Sarah Grossarth

Sarah Grossarth

PI: Hendrik Weitkamp, MD, Department of Pediatrics

Apples and oranges: Differential transcriptomic and protein response between cord and peripheral blood in neonates

Cord blood is used frequently as a correlate for peripheral blood in neonates despite its exposure to perinatal stress responses and possibly other environmental factors. Unlike peripheral blood, cord blood is easily accessible, making it more convenient to use. It is commonly thought that umbilical cord blood and peripheral blood have the same cellular composition and are functionally the same from an immunological standpoint. However, there is minimal data to confirm that this alternative approach is valid.

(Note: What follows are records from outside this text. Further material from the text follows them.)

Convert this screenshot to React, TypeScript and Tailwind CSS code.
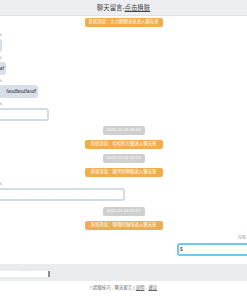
import React from "react"

const font = { fontFamily: '"Liberation Sans", "Noto Sans CJK SC", sans-serif' }

function SysPill({ text, mt }: { text: string; mt: string }) {
  return (
    <div className={`${mt} self-center h-[9px] w-[78px] rounded-[2px] bg-[#f0ad4e] flex items-center justify-center text-[4.4px] leading-none text-white whitespace-nowrap`}>
      {text}
    </div>
  )
}

function TimePill({ text, mt }: { text: string; mt: string }) {
  return (
    <div className={`${mt} self-center h-[9px] w-[42px] rounded-[2px] bg-[#cfcfcf] flex items-center justify-center text-[4.4px] leading-none text-white whitespace-nowrap`}>
      {text}
    </div>
  )
}

function LeftMsg({ name, mt, cls, children }: { name: string; mt: string; cls: string; children?: React.ReactNode }) {
  return (
    <div className={`${mt} flex flex-col items-start`}>
      <div className="h-[4px] text-[4px] leading-[4px] text-[#999]">{name}</div>
      <div className={`mt-[2px] -ml-[3px] h-[13px] rounded-[3px] flex items-center justify-end pr-[2px] text-[5px] italic text-[#333] whitespace-nowrap ${cls}`}>
        {children}
      </div>
    </div>
  )
}

export default function App() {
  return (
    <div className="h-[296px] w-[247px] flex flex-col bg-white overflow-hidden" style={font}>
      <header className="h-[16px] shrink-0 bg-[#eceef1] border-b border-[#dfe3e8] flex items-center justify-center text-[6.4px] text-[#444]">
        聊天留言-<span className="underline">点击换肤</span>
      </header>

      <main className="flex-1 flex flex-col overflow-hidden">
        <SysPill mt="mt-[2px]" text="系统消息：大力鹏鹏来来进入聊天室" />

        <LeftMsg mt="mt-[6px]" name="k" cls="w-[5px] bg-[#d8dfe8]" />
        <LeftMsg mt="mt-[4px]" name="k" cls="w-[9px] bg-[#d8dfe8]">
          af
        </LeftMsg>
        <LeftMsg mt="mt-[4px]" name="k" cls="w-[41px] bg-[#d8dfe8]">
          fasdfasdfasdf
        </LeftMsg>
        <LeftMsg mt="mt-[4px]" name="k" cls="w-[52px] bg-white border-2 border-[#d3dbe5]" />

        <TimePill mt="mt-[5px]" text="2020-11-04 09:33" />
        <SysPill mt="mt-[5px]" text="系统消息：哈哈的大傻进入聊天室" />
        <TimePill mt="mt-[5px]" text="2020-11-04 10:14" />
        <SysPill mt="mt-[5px]" text="系统消息：搬代码啊猪进入聊天室" />

        <LeftMsg mt="mt-[5px]" name="k" cls="w-[128px] bg-white border-2 border-[#d3dbe5] !justify-start">
          <span className="ml-[20px] not-italic text-[3px] tracking-[10px] text-[#aaa]">.. . . .</span>
        </LeftMsg>

        <TimePill mt="mt-[6px]" text="2020-11-04 11:07" />
        <SysPill mt="mt-[5px]" text="系统消息：嘻嘻的咖啡进入聊天室" />

        <div className="mt-[6px] flex flex-col items-end">
          <div className="h-[4px] pr-[1px] text-[4px] leading-[4px] text-[#999]">拉啦</div>
          <div className="mt-[3px] -mr-[10px] w-[80px] h-[13px] rounded-[3px] border-2 border-[#74c6f3] bg-white flex items-center pl-[1px] text-[5px] text-[#333]">
            $
          </div>
        </div>
      </main>

      <div className="h-[17px] shrink-0 bg-[#e9ecef] flex items-center">
        <div className="relative -ml-[4px] w-[54px] h-[6px] mt-[2px] bg-white border-r-2 border-[#8a8f96]">
          <span className="absolute left-[25px] -top-[2px] text-[3px] tracking-[2px] text-[#999]">..</span>
        </div>
      </div>

      <footer className="h-[15px] shrink-0 flex items-center justify-center text-[4.4px] text-[#666]">
        <span>
          ©超级技巧 - 聊天留言 | <span className="underline">说明</span> - <span className="underline">建议</span>
        </span>
      </footer>
    </div>
  )
}
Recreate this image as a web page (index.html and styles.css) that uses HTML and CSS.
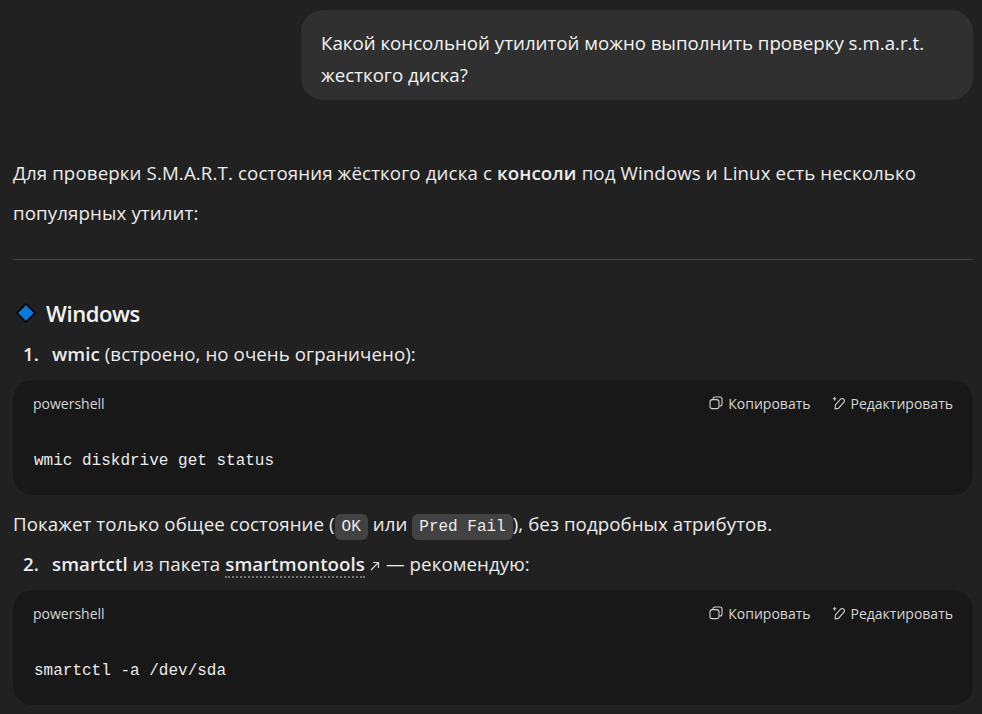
FILE: index.html
```html
<!DOCTYPE html>
<html lang="ru">

<head>
    <meta charset="UTF-8">
    <title>S.M.A.R.T.</title>
    <link rel="stylesheet" href="styles.css">
</head>

<body>
    <div class="chat">
        <div class="bubble">Какой консольной утилитой можно выполнить проверку s.m.a.r.t. жесткого диска?</div>

        <p class="intro">Для проверки S.M.A.R.T. состояния жёсткого диска с <b>консоли</b> под Windows и Linux есть несколько популярных утилит:</p>
        <hr class="sep">

        <h3 class="heading">
            <svg class="diamond" width="20" height="20" viewBox="0 0 20 20">
                <path d="M10 1 19 10 10 19 1 10Z" fill="#0b78dc" stroke="#000" stroke-width="1.6" stroke-linejoin="round" />
            </svg>
            Windows
        </h3>

        <div class="item"><span class="num">1.</span><span><b>wmic</b> (встроено, но очень ограничено):</span></div>
        <div class="code">
            <div class="code-head">
                <span>powershell</span>
                <div class="actions">
                    <span class="action">
                        <svg width="14" height="14" viewBox="0 0 14 14" fill="none" stroke="#d0d0d0" stroke-width="1.1">
                            <rect x="1" y="3.600" width="9" height="9" rx="2.400" />
                            <path d="M4 3.400V3a2 2 0 0 1 2-2h5a2 2 0 0 1 2 2v5a2 2 0 0 1-2 2h-.8" />
                        </svg>
                        Копировать
                    </span>
                    <span class="action">
                        <svg width="14" height="14" viewBox="0 0 14 14" fill="none" stroke="#d0d0d0" stroke-width="1.1">
                            <path d="M3.200 12.800 3.400 9 8.800 3a1.900 1.900 0 0 1 2.700 0l.4.4a1.900 1.900 0 0 1 0 2.700L6.400 12.400Z" />
                            <path d="M2.600 1v3.400M.9 2.700h3.400" />
                        </svg>
                        Редактировать
                    </span>
                </div>
            </div>
            <pre class="code-body">wmic diskdrive get status</pre>
        </div>

        <p class="note">Покажет только общее состояние (<code>OK</code> или <code>Pred Fail</code>), без подробных атрибутов.</p>

        <div class="item item-next"><span class="num">2.</span><span><b>smartctl</b> из пакета <a class="link" href="#">smartmontools</a><svg class="arrow" width="12" height="12" viewBox="0 0 12 12" fill="none" stroke="#d8d8d8" stroke-width="1.2"><path d="M2 10 9.500 2.500M4 2.500h5.500V8" /></svg> — рекомендую:</span></div>
        <div class="code">
            <div class="code-head">
                <span>powershell</span>
                <div class="actions">
                    <span class="action">
                        <svg width="14" height="14" viewBox="0 0 14 14" fill="none" stroke="#d0d0d0" stroke-width="1.1">
                            <rect x="1" y="3.600" width="9" height="9" rx="2.400" />
                            <path d="M4 3.400V3a2 2 0 0 1 2-2h5a2 2 0 0 1 2 2v5a2 2 0 0 1-2 2h-.8" />
                        </svg>
                        Копировать
                    </span>
                    <span class="action">
                        <svg width="14" height="14" viewBox="0 0 14 14" fill="none" stroke="#d0d0d0" stroke-width="1.1">
                            <path d="M3.200 12.800 3.400 9 8.800 3a1.900 1.900 0 0 1 2.700 0l.4.4a1.900 1.900 0 0 1 0 2.700L6.400 12.400Z" />
                            <path d="M2.600 1v3.400M.9 2.700h3.400" />
                        </svg>
                        Редактировать
                    </span>
                </div>
            </div>
            <pre class="code-body">smartctl -a /dev/sda</pre>
        </div>
    </div>
</body>

</html>
```
FILE: styles.css
```css
* {
    box-sizing: border-box;
    margin: 0;
    padding: 0;
}

html,
body {
    height: 714px;
    overflow: hidden;
}

body {
    background-color: #212121;
    color: #ececec;
    font-family: "Open Sans", "Noto Sans", sans-serif;
    font-size: 18.7px;
}

.chat {
    padding: 10px 9px 0 13px;
}

.bubble {
    width: 672px;
    height: 90px;
    margin-left: auto;
    padding: 17px 20px;
    border-radius: 22px;
    background-color: #303030;
    line-height: 32px;
    color: #f4f4f4;
}

.intro {
    margin-top: 53px;
    line-height: 40px;
    letter-spacing: 0.12px;
}

.sep {
    margin-top: 26px;
    border: none;
    border-top: 1px solid #444;
}

.heading {
    display: flex;
    align-items: center;
    gap: 10px;
    margin-top: 38px;
    padding-left: 3px;
    height: 30px;
    font-size: 22px;
    font-weight: 600;
    letter-spacing: -0.4px;
    color: #f4f4f4;
}

.item {
    display: flex;
    height: 32px;
    line-height: 32px;
    letter-spacing: 0.07px;
}

.heading + .item {
    margin-top: 10px;
}

.item-next {
    margin-top: 2px;
}

.num {
    width: 39px;
    padding-right: 13px;
    text-align: right;
    font-weight: 600;
}

b {
    font-weight: 600;
}

.code {
    height: 115px;
    margin-top: 10px;
    border-radius: 20px;
    background-color: #181818;
}

.code-head {
    display: flex;
    justify-content: space-between;
    align-items: center;
    height: 46px;
    padding: 0 20px;
    font-size: 14px;
    color: #d6d6d6;
}

.actions {
    display: flex;
    gap: 21px;
}

.action {
    display: flex;
    align-items: center;
    gap: 5px;
}

.code-body {
    padding: 25px 21px 0;
    font-family: "Liberation Mono", monospace;
    font-size: 16px;
    line-height: 20px;
    color: #ececec;
}

.note {
    margin-top: 10px;
    line-height: 38px;
    letter-spacing: 0.07px;
}

code {
    padding: 4px 7px;
    border-radius: 6px;
    background-color: #424242;
    font-family: "Liberation Mono", monospace;
    font-size: 16px;
    letter-spacing: 0;
}

.link {
    color: #ececec;
    font-weight: 600;
    text-decoration: none;
    border-bottom: 2px dotted #777;
}

.arrow {
    margin: 0 0 -1px 4px;
}
```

Whole blood samples (400-500µL) from cord and peripheral blood will be collected in micro-containers containing EDTA (ethylenediaminetetraacetic acid) during routine resuscitation from 20 preterm and 20 term neonates, followed by immediate RNA stabilization in PaxGene™ reagent. Peripheral blood samples will be collected from the same newborn with need for immediate venous access for either antibiotics (suspected early onset sepsis) or prostaglandin infusion (congenital heart disease) or other clinical reasons. RNA will be amplified using the Nugen Ovation Pico WTA System V2 (Nugen Technologies) and hybridized labeled cDNA targets to Affymetrix GeneChip® GGh3 Transcriptome Array per standard protocols. Plasma will be isolated from whole blood immediately and stored for subsequent batch processing at − 80 °C.

The transcriptomic and protein response within cord blood activates during labor and is thought to be notably different in response when compared to responses in peripheral blood. Therefore, limitations could be present when using cord blood as a correlate to peripheral blood.